There is still plenty of residual opposition to Calvin’s openness to immigrants. And in Minnesota generally new immigrants will tell you that the front-end integration of East Africans, Asians and other minorities has probably gone more smoothly than anyone expected, but breaking through to the top has been more difficult. There, things have not been so “Minnesota nice.” Rising professionals of color are still leaving Minnesota, on balance, because they don’t feel welcome or have encountered persistent racial barriers to advancement.

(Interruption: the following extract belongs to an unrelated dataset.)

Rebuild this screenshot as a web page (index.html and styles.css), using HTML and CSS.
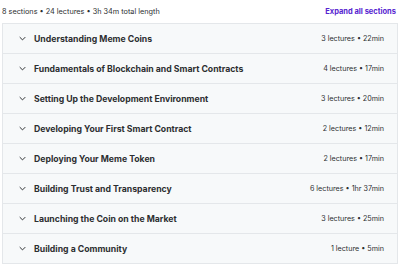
FILE: index.html
```html
<!DOCTYPE html>
<html lang="en">
<head>
    <meta charset="UTF-8">
    <title>Course content</title>
    <link rel="stylesheet" href="styles.css">
</head>
<body>
    <div class="curriculum">
        <div class="summary">
            <span>8 sections • 24 lectures • 3h 34m total length</span>
            <button class="expand-all">Expand all sections</button>
        </div>

        <div class="sections">
            <div class="section">
                <span class="chevron"><svg viewBox="0 0 10 6" width="7" height="5"><path d="M1 1l4 4 4-4" fill="none" stroke="currentColor" stroke-width="1.4"/></svg></span>
                <span class="title">Understanding Meme Coins</span>
                <span class="meta">3 lectures • 22min</span>
            </div>
            <div class="section">
                <span class="chevron"><svg viewBox="0 0 10 6" width="7" height="5"><path d="M1 1l4 4 4-4" fill="none" stroke="currentColor" stroke-width="1.4"/></svg></span>
                <span class="title">Fundamentals of Blockchain and Smart Contracts</span>
                <span class="meta">4 lectures • 17min</span>
            </div>
            <div class="section">
                <span class="chevron"><svg viewBox="0 0 10 6" width="7" height="5"><path d="M1 1l4 4 4-4" fill="none" stroke="currentColor" stroke-width="1.4"/></svg></span>
                <span class="title">Setting Up the Development Environment</span>
                <span class="meta">3 lectures • 20min</span>
            </div>
            <div class="section">
                <span class="chevron"><svg viewBox="0 0 10 6" width="7" height="5"><path d="M1 1l4 4 4-4" fill="none" stroke="currentColor" stroke-width="1.4"/></svg></span>
                <span class="title">Developing Your First Smart Contract</span>
                <span class="meta">2 lectures • 12min</span>
            </div>
            <div class="section">
                <span class="chevron"><svg viewBox="0 0 10 6" width="7" height="5"><path d="M1 1l4 4 4-4" fill="none" stroke="currentColor" stroke-width="1.4"/></svg></span>
                <span class="title">Deploying Your Meme Token</span>
                <span class="meta">2 lectures • 17min</span>
            </div>
            <div class="section">
                <span class="chevron"><svg viewBox="0 0 10 6" width="7" height="5"><path d="M1 1l4 4 4-4" fill="none" stroke="currentColor" stroke-width="1.4"/></svg></span>
                <span class="title">Building Trust and Transparency</span>
                <span class="meta">6 lectures • 1hr 37min</span>
            </div>
            <div class="section">
                <span class="chevron"><svg viewBox="0 0 10 6" width="7" height="5"><path d="M1 1l4 4 4-4" fill="none" stroke="currentColor" stroke-width="1.4"/></svg></span>
                <span class="title">Launching the Coin on the Market</span>
                <span class="meta">3 lectures • 25min</span>
            </div>
            <div class="section">
                <span class="chevron"><svg viewBox="0 0 10 6" width="7" height="5"><path d="M1 1l4 4 4-4" fill="none" stroke="currentColor" stroke-width="1.4"/></svg></span>
                <span class="title">Building a Community</span>
                <span class="meta">1 lecture • 5min</span>
            </div>
        </div>
    </div>
</body>
</html>
```

FILE: styles.css
```css
body {
    margin: 0;
    background: #fff;
    color: #2d2f31;
    font-family: Inter, 'Noto Sans', Arial, sans-serif;
}

.curriculum {
    padding: 0 2px;
}

.summary {
    display: flex;
    justify-content: space-between;
    align-items: center;
    height: 23px;
    padding-right: 2px;
    font-size: 7.3px;
    color: #2d2f31;
}

.expand-all {
    background: none;
    border: none;
    padding: 0;
    font-family: inherit;
    font-size: 7.5px;
    font-weight: 700;
    color: #5624d0;
    cursor: pointer;
}

.sections {
    border: 1px solid #e4e7ea;
}

.section {
    display: flex;
    align-items: center;
    height: 29px;
    padding: 0 13px 0 16px;
    background: #f7f9fa;
    border-bottom: 1px solid #e4e7ea;
}

.section:last-child {
    border-bottom: none;
}

.chevron {
    display: flex;
    width: 15px;
    color: #2d2f31;
}

.title {
    flex: 1;
    font-size: 8.7px;
    font-weight: 700;
}

.meta {
    font-size: 7.2px;
    color: #2d2f31;
}
```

Like I said, it’s a work in progress, much more needs to be done, and it will not be easy. But given the number of people here who want to get caught trying, and the power of America’s melting pot, I am hopeful. Two stories drove that home to me.
The first was from Calvin. He told me he was recently vacationing at Hershey Park in Pennsylvania and stopped at a Pizza Hut where a dark-skinned man was at the cash register. “We started talking and he asked me where I was from. And I said ‘Willmar.’ He jumped up and hugged me and said he was Somali and that ‘Willmar is my hometown.’ I thought, ‘Maybe we’ve got something good going here.’”
The other story was from Hamse Warfa, the Somali entrepreneur and state work force official. He came with me to Willmar, and on the drive back to Minneapolis I asked him if his son had gotten into Minnesota sports. Warfa answered: “My son is 10 years old and I ask him if he is interested in soccer. He says ‘no,’ he’s all about the Vikings.”